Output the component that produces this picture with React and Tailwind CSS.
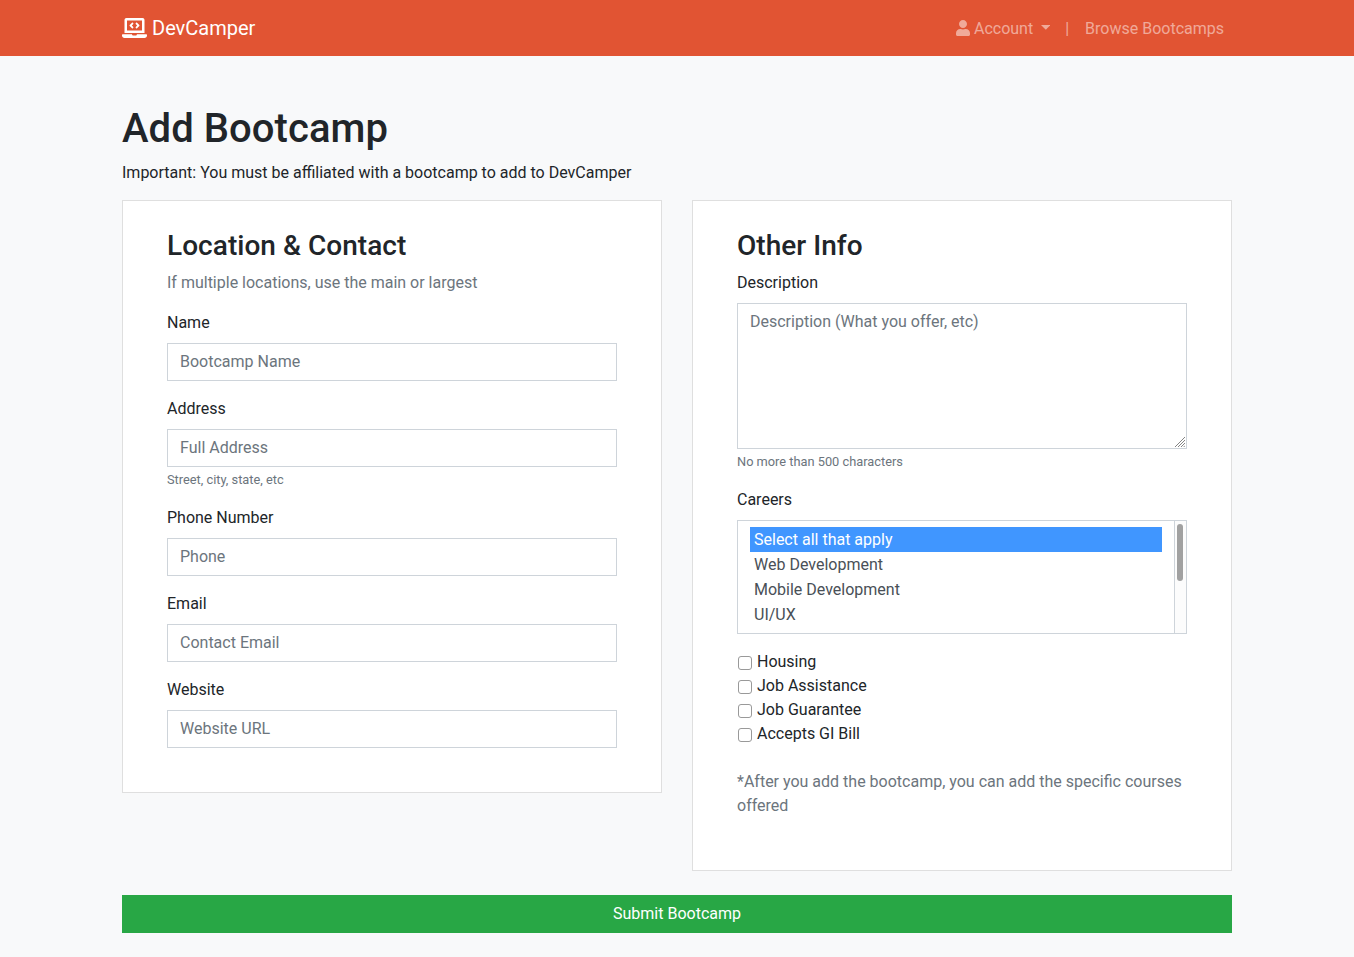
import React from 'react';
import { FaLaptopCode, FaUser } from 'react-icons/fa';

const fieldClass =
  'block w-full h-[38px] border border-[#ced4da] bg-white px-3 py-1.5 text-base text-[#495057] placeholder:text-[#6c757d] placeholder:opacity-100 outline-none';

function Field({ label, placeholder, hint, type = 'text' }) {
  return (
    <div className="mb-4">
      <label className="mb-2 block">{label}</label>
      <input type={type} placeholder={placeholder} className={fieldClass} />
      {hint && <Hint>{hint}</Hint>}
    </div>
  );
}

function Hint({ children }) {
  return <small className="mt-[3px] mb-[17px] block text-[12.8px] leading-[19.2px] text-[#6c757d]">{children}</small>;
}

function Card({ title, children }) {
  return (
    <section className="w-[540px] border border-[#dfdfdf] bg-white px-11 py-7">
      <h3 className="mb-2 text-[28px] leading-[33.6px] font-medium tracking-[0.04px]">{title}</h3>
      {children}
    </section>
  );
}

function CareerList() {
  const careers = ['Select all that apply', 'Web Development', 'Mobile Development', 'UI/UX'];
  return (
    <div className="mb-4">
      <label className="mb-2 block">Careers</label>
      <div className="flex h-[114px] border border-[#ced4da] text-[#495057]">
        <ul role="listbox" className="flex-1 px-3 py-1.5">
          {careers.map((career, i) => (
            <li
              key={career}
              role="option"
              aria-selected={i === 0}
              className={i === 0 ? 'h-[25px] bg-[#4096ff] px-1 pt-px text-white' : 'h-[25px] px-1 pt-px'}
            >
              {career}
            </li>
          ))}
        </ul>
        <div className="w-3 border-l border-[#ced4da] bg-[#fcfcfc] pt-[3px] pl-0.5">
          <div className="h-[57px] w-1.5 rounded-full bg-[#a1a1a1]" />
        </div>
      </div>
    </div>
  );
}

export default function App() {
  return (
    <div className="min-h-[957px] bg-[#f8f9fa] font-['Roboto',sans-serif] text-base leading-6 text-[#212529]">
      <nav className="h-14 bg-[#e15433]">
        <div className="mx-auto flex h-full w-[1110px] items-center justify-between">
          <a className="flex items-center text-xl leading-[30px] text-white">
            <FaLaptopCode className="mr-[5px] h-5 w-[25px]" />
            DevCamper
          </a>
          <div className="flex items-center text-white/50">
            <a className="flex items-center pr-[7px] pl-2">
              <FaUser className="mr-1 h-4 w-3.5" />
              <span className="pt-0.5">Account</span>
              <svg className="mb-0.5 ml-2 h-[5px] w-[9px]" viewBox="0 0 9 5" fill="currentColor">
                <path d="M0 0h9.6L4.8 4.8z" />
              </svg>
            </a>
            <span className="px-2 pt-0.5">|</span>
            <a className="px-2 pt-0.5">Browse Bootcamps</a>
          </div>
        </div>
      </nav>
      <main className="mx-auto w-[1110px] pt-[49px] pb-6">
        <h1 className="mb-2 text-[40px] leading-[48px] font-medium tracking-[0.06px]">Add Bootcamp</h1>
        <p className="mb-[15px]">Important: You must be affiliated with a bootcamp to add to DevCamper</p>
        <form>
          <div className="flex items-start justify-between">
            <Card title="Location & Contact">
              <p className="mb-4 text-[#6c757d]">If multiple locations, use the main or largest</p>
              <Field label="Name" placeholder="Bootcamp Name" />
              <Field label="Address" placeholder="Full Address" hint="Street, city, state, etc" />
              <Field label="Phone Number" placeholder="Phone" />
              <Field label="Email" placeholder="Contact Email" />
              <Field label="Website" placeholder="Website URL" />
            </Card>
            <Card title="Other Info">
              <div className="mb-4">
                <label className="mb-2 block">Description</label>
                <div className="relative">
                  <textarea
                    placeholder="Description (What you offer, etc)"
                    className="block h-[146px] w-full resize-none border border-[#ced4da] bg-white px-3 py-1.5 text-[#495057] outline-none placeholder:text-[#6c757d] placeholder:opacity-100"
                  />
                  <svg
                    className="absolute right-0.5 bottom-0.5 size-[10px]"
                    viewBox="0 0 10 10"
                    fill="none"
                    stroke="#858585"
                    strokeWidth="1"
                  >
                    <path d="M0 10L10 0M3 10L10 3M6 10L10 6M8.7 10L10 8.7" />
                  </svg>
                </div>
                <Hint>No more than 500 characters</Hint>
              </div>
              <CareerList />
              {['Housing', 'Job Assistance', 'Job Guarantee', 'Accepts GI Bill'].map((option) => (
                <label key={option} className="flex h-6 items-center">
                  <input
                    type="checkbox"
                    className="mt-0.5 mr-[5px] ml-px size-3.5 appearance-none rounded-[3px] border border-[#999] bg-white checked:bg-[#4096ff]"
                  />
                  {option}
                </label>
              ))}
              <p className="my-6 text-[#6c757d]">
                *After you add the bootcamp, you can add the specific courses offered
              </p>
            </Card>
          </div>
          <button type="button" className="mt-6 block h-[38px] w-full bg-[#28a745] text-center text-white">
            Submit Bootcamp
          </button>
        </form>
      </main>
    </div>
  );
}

REQUEST
Pictures are excluded: retype only the lines from the beginning of the listing above through the line with "w-full h-[38px] border", both included.

EXERCISE RESULT
Output the component that produces this picture with React and Tailwind CSS.
import React from 'react';
import { FaLaptopCode, FaUser } from 'react-icons/fa';

const fieldClass =
  'block w-full h-[38px] border border-[#ced4da] bg-white px-3 py-1.5 text-base text-[#495057] placeholder:text-[#6c757d] placeholder:opacity-100 outline-none';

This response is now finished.